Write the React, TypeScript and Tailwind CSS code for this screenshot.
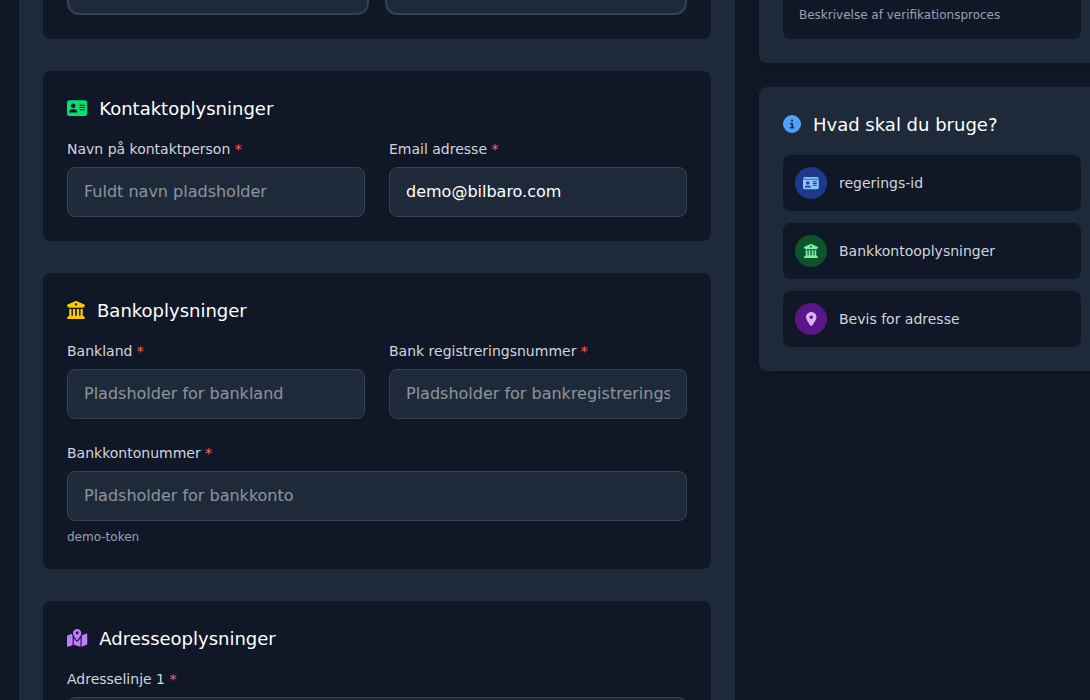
...
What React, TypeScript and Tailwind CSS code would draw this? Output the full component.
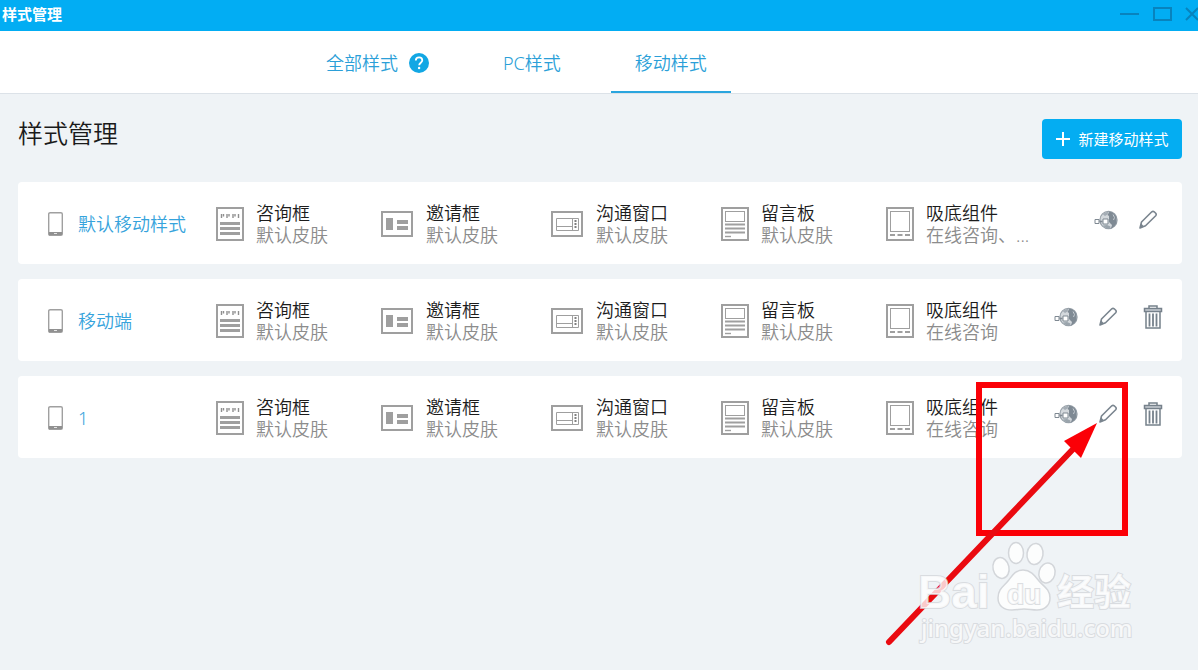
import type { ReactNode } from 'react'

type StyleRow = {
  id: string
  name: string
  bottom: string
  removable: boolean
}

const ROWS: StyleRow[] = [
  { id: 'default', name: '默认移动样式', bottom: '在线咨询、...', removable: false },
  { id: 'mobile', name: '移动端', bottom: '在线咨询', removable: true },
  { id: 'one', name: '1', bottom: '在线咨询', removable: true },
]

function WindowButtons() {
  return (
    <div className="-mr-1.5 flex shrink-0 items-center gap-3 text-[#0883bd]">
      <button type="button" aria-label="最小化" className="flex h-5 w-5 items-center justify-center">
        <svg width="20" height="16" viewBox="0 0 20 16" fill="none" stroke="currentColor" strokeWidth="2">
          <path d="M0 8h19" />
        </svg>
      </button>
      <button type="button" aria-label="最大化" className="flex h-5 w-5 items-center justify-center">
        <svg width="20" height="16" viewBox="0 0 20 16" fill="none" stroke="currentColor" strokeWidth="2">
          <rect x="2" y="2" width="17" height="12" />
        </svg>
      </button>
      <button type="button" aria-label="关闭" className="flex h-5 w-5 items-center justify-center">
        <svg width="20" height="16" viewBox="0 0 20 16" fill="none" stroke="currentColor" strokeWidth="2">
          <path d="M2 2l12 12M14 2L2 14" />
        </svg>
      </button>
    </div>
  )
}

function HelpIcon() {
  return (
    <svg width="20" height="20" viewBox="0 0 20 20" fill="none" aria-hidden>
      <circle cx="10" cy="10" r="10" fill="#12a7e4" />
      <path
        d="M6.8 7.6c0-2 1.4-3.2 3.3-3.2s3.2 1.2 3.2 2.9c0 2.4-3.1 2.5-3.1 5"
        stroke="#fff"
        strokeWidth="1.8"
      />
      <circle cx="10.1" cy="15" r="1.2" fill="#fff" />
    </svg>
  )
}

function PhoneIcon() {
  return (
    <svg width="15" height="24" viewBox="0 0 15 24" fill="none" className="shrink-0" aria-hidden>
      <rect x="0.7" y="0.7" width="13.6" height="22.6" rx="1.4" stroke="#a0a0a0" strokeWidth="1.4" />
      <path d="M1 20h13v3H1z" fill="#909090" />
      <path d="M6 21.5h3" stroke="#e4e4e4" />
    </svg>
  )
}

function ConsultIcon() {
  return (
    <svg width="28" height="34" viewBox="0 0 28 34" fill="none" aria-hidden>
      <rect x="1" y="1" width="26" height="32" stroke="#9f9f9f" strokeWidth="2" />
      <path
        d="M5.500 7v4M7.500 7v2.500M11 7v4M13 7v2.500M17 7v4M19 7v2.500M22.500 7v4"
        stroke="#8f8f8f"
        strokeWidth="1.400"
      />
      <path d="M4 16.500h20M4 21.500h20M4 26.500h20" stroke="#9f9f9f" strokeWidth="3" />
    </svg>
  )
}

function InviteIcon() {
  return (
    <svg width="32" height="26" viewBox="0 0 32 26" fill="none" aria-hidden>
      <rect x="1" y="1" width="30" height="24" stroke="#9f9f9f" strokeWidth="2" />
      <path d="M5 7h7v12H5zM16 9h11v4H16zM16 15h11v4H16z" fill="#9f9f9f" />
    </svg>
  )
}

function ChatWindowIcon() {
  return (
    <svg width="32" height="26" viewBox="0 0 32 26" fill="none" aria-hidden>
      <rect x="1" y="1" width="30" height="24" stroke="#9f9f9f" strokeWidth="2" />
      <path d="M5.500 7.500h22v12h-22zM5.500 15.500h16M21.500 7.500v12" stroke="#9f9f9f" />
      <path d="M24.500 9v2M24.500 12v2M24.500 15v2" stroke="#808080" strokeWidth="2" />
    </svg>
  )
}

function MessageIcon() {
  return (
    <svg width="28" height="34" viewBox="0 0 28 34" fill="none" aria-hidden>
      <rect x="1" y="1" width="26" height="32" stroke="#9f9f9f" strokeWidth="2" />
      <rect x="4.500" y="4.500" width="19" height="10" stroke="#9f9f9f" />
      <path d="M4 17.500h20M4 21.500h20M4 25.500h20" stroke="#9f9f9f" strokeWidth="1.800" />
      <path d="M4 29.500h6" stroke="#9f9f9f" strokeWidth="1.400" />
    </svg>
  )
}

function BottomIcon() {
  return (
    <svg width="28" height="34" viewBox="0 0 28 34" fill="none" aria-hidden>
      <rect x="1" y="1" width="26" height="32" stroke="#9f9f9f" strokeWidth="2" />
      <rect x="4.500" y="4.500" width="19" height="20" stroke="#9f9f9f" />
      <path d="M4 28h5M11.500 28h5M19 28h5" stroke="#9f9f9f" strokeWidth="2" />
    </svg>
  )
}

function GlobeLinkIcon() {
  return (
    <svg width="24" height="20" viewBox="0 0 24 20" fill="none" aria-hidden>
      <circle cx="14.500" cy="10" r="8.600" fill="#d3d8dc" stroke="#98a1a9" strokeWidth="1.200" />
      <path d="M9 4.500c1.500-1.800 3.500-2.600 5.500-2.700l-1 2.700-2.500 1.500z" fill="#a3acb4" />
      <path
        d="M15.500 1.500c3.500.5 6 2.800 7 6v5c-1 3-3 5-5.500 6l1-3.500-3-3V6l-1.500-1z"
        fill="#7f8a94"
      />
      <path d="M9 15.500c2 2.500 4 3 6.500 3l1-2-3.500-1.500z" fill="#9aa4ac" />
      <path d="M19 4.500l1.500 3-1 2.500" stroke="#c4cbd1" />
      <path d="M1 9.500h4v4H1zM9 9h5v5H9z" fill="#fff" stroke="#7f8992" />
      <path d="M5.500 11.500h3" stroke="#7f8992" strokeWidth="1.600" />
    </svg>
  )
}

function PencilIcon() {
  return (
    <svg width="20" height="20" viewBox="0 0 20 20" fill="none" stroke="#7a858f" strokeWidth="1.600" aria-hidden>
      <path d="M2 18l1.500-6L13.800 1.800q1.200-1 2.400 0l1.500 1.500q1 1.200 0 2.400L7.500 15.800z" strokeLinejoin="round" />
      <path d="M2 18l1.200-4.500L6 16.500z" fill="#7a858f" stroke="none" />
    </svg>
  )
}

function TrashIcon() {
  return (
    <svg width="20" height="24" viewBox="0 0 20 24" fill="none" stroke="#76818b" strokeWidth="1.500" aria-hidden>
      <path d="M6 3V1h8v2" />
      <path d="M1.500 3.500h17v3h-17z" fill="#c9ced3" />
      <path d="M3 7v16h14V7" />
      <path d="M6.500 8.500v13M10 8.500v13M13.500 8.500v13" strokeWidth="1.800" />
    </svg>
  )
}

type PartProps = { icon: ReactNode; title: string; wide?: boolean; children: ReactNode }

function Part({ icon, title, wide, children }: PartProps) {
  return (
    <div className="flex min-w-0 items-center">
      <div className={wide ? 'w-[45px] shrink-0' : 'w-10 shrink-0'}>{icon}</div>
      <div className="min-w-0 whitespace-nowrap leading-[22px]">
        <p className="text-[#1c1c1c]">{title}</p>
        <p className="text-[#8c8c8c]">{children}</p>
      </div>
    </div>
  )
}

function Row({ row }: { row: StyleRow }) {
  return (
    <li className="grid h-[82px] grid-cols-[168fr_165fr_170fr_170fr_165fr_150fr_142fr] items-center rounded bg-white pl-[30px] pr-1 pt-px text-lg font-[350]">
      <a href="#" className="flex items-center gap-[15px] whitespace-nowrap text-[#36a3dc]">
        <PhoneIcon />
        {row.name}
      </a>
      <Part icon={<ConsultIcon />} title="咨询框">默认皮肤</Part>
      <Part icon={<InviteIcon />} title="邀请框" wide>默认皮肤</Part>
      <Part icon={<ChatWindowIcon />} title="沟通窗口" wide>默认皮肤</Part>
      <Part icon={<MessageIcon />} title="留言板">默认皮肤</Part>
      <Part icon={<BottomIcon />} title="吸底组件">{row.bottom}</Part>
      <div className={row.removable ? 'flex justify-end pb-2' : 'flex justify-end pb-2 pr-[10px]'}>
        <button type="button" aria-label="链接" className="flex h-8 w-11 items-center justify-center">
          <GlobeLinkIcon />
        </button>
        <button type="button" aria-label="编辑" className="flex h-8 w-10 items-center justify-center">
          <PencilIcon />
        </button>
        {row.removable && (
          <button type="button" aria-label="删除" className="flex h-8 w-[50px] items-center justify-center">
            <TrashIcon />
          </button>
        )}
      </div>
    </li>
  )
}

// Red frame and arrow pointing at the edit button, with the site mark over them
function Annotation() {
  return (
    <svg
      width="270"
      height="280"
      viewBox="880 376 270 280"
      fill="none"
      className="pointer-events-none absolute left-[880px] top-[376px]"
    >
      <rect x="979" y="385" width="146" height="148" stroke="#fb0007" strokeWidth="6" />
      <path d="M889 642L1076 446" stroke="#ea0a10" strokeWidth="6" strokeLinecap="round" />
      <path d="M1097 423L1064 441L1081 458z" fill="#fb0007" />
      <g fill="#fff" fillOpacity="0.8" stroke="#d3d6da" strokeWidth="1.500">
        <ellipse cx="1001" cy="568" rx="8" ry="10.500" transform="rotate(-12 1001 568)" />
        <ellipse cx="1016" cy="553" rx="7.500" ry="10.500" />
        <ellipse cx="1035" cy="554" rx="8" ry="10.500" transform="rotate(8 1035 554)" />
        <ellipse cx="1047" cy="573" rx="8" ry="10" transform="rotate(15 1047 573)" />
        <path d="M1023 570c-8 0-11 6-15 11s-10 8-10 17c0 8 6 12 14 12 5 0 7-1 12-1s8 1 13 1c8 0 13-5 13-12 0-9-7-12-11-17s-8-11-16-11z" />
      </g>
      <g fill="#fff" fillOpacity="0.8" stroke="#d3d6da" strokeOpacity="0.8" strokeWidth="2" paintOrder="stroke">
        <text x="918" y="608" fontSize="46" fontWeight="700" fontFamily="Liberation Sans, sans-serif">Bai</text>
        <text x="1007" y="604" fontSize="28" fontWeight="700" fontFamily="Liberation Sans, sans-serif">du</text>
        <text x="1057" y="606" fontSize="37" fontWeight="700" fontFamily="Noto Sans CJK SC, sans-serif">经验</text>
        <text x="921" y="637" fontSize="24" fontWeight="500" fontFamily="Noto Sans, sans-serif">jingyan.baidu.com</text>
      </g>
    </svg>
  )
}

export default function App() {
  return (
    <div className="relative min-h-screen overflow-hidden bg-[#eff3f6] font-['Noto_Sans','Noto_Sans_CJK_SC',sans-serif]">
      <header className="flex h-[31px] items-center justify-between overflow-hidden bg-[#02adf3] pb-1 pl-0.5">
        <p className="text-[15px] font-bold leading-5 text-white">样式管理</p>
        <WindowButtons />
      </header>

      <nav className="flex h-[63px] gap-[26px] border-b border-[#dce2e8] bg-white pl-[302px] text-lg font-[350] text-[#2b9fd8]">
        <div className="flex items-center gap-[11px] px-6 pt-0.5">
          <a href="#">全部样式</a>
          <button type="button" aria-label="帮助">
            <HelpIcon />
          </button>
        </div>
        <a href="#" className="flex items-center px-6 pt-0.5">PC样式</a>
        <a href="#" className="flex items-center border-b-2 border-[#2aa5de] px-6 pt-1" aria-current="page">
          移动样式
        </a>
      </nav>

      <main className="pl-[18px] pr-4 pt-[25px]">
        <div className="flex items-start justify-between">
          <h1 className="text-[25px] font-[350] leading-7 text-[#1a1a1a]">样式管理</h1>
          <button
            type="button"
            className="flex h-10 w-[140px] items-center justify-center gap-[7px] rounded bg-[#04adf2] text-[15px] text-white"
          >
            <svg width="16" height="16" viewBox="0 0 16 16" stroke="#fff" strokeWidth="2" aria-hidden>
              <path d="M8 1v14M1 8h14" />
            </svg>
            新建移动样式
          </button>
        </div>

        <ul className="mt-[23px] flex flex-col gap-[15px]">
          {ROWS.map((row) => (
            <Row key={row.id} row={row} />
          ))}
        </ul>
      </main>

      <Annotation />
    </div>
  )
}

**SHORT PROBLEM**
Extract every line from the records above that contains the word "code".

**SOLUTION FOR THIS TASK**
Write the React, TypeScript and Tailwind CSS code for this screenshot.
What React, TypeScript and Tailwind CSS code would draw this? Output the full component.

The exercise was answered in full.